Colorado Senator Angela Giron will soon introduce a new bill that will reform the state's election laws, including providing mail-in ballots for every voter in the state. However, the bill has already started a partisan fight over how it will benefit Democrats over Republicans.
Absentee voting by mail has become a very popular means of voting in recent years as it does not require voters to go to the polls. In the 2012 general elections, despite mail-in being optional, over 74 percent of Colorado voters chose to use it.
Following what was considered a plebiscite of the mail-in method by county clerks, Colorado Democrats decided to modernize the electoral system to increase voter participation. Currently, Colorado voters have to request to have their name put on the mail-in ballot list and if they miss one nationwide election, their name is removed from the list. Moreover, voter registration ends 29 days before Election Day.

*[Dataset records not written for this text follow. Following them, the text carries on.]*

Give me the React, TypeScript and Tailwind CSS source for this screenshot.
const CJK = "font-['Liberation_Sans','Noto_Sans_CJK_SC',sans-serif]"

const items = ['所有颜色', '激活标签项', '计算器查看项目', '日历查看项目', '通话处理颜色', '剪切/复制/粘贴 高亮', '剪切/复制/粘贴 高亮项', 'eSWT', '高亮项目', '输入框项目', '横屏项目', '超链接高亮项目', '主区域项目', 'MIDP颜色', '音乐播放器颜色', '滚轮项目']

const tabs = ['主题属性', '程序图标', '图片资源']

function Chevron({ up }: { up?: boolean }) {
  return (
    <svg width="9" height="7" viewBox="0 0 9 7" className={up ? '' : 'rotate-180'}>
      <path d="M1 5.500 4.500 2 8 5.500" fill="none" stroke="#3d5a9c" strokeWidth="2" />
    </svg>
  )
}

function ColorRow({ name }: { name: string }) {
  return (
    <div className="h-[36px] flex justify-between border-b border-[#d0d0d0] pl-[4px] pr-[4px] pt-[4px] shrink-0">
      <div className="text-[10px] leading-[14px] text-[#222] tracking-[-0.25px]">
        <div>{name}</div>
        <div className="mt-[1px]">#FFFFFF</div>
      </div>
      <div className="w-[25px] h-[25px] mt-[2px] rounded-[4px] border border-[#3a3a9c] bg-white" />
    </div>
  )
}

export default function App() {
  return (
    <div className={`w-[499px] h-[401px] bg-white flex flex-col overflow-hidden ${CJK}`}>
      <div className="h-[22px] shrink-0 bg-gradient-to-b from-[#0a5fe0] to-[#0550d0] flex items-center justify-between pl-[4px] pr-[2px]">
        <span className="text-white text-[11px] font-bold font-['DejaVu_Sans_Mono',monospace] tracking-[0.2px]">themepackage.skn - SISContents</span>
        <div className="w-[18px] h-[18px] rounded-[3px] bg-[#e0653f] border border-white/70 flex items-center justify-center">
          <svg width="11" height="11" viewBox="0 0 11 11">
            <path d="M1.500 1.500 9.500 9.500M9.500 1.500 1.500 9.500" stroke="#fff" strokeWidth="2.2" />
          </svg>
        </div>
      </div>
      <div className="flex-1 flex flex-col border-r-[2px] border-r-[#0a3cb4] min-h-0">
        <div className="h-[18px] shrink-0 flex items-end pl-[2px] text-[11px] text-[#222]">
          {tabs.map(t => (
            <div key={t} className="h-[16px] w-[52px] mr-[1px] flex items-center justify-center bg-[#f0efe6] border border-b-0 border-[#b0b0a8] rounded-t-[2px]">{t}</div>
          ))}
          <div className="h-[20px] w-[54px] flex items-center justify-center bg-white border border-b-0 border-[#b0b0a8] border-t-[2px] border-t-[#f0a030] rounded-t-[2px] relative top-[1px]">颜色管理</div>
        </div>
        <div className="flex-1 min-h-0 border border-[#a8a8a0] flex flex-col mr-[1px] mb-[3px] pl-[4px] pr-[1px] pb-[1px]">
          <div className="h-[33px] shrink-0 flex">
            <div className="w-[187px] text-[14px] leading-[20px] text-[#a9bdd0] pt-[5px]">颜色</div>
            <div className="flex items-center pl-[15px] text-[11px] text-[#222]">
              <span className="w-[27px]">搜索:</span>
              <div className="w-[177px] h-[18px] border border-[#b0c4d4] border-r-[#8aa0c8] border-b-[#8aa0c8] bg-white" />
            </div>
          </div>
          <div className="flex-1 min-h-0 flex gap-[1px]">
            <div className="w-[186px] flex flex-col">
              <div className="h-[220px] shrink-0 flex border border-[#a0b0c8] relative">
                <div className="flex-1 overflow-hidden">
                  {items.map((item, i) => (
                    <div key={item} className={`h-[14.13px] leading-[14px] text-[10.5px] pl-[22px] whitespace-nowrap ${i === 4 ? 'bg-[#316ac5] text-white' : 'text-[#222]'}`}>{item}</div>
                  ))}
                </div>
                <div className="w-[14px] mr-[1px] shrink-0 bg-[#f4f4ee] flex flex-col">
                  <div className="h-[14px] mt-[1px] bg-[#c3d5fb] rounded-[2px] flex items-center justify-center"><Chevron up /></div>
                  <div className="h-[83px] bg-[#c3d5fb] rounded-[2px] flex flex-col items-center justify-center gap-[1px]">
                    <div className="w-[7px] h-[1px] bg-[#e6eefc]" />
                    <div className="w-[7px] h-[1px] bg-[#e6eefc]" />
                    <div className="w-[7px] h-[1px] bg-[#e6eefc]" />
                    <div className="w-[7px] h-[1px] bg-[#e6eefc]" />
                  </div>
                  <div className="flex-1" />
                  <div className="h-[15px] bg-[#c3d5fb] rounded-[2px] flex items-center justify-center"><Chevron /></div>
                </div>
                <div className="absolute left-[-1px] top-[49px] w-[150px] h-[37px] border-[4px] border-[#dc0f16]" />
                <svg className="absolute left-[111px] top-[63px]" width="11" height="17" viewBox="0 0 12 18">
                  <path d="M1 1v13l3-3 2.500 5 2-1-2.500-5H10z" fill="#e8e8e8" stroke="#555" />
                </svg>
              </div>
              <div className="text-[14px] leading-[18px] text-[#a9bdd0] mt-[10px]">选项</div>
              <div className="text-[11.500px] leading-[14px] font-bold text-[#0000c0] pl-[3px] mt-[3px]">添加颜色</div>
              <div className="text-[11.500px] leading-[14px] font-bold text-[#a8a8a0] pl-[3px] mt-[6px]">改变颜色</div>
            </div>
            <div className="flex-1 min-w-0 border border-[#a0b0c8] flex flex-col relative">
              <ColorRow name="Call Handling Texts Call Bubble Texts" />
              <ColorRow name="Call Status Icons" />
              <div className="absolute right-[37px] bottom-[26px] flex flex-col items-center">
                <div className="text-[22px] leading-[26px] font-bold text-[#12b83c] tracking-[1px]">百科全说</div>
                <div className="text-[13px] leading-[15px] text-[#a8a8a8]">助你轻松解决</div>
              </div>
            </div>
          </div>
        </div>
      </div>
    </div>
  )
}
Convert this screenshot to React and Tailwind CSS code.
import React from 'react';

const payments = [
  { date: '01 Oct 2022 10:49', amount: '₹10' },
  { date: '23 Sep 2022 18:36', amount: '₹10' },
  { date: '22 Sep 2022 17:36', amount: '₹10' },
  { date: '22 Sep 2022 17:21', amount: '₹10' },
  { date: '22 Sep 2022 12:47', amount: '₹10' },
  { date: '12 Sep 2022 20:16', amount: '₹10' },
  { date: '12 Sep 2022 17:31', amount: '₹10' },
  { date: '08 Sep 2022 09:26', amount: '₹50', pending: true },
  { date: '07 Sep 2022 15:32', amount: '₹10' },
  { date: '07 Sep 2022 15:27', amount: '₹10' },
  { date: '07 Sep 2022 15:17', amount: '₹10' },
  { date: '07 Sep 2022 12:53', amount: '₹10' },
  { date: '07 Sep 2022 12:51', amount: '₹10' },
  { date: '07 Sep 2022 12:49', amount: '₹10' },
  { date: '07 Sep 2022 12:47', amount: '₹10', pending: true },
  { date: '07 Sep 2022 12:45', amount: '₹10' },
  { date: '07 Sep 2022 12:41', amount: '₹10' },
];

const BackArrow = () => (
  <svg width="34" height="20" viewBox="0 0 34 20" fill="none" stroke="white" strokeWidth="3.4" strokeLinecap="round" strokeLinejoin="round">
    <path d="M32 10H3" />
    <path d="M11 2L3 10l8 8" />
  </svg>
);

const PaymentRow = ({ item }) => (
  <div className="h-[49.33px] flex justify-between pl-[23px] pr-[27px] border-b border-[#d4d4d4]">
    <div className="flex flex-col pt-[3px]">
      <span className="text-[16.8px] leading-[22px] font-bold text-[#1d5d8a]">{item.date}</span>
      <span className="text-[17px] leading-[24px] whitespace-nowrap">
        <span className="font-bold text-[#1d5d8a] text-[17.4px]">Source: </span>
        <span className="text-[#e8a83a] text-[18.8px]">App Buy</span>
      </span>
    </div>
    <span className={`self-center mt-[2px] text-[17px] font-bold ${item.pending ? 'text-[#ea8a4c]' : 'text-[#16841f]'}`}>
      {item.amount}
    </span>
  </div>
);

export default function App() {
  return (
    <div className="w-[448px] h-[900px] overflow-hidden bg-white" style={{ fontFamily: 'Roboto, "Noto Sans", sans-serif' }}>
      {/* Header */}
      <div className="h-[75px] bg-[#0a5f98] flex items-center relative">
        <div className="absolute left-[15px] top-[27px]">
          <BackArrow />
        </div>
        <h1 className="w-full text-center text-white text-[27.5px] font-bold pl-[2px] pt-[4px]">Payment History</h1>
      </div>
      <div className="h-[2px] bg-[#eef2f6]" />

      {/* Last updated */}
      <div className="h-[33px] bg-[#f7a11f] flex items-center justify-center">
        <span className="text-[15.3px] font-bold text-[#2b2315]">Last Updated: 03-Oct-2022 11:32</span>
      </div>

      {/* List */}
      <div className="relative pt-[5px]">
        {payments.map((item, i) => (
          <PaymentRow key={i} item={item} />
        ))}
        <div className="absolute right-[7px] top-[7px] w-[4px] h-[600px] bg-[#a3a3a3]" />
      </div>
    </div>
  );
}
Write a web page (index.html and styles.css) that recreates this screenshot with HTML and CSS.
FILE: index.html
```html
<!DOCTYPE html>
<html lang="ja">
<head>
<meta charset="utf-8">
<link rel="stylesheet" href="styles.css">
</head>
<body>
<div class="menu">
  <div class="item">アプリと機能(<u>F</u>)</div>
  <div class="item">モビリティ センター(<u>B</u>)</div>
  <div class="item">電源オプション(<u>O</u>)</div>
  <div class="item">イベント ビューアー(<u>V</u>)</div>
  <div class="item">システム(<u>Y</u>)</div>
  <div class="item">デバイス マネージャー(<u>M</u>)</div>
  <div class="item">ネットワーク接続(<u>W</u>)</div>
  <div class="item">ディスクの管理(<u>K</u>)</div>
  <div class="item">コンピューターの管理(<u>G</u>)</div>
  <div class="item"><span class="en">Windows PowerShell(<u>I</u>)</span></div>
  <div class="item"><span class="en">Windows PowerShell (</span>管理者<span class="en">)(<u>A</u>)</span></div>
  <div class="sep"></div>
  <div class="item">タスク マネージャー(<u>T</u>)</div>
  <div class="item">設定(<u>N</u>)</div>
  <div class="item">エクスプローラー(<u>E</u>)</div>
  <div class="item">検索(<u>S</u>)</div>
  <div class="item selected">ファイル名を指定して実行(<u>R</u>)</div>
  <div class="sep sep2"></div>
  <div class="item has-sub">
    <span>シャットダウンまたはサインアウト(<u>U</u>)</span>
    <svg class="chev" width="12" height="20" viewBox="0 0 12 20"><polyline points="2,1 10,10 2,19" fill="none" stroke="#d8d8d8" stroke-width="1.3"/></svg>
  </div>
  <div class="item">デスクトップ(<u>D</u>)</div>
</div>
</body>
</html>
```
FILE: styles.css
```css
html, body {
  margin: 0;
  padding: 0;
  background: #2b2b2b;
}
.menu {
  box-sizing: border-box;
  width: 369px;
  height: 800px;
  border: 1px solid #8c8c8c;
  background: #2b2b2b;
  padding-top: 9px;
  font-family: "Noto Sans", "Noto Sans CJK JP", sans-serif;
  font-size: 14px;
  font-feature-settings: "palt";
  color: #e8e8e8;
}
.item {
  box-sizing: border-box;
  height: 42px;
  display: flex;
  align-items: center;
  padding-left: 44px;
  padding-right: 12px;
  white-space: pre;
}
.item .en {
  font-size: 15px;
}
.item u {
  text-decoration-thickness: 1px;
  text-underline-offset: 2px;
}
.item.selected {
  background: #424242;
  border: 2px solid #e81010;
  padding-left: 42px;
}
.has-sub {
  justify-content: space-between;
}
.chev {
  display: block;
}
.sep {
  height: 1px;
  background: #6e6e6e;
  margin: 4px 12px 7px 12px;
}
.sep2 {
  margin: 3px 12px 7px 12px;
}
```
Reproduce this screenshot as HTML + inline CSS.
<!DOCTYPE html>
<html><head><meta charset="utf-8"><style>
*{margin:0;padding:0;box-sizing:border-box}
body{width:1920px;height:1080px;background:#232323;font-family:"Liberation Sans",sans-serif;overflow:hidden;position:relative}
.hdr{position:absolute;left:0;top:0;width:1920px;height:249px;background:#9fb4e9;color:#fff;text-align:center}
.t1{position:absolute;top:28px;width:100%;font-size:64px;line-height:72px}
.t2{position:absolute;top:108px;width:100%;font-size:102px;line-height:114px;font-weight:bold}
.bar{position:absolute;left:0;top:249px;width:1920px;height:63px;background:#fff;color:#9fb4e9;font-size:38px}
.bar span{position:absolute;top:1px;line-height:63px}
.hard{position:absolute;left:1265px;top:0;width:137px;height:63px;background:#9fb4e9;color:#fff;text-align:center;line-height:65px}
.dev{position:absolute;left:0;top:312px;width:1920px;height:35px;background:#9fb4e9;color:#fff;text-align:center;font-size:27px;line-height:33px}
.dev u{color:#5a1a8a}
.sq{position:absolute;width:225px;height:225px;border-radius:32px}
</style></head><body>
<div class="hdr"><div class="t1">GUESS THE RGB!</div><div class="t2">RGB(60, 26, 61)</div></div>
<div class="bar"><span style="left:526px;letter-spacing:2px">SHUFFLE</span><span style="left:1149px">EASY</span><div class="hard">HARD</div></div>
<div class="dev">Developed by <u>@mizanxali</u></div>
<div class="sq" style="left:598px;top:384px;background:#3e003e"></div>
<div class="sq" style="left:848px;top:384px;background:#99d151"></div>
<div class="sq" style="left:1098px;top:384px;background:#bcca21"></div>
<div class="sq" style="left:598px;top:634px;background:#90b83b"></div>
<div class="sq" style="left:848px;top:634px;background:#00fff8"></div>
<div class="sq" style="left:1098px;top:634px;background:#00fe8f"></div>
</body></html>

The proposed bill would simplify the process by sending mail-in ballots to every single registered voter, making Colorado the third state to do so after Oregon and Washington state. Voters would be able to return the ballots by mail or at drop-in stations.
Coloradans would still be able to vote in-person by going to an election center and the bill would allow voters to register to vote up to and through Election Day.
Since the change would require up front costs in order to pay for all the ballots, proponents believe that, in the long run, it would save the state money. As more people mail in their ballots, less polling places, voting equipment, and election judges would be needed.
The bill will not go through the Legislature without opposition from Republicans. Secretary of State Scott Gessler has pointed out that Colorado was third in the country for voter turnout, meaning the current electoral system does not need to be reformed. He is also afraid that same-day registration could lead to more voter fraud because it would be difficult to verify if someone is registered in more than one county.
House assistant majority leader Dan Pabon believes the bill addresses this concern as it would ensure that all counties are wired for real-time access to the state voter database. Any person trying to vote twice would be immediately identified.
Any attempt at reforming elections seems to become a partisan battle where each party attempts to take the upper hand. However, the need to adapt election laws to today's reality is real, regardless of partisan agendas.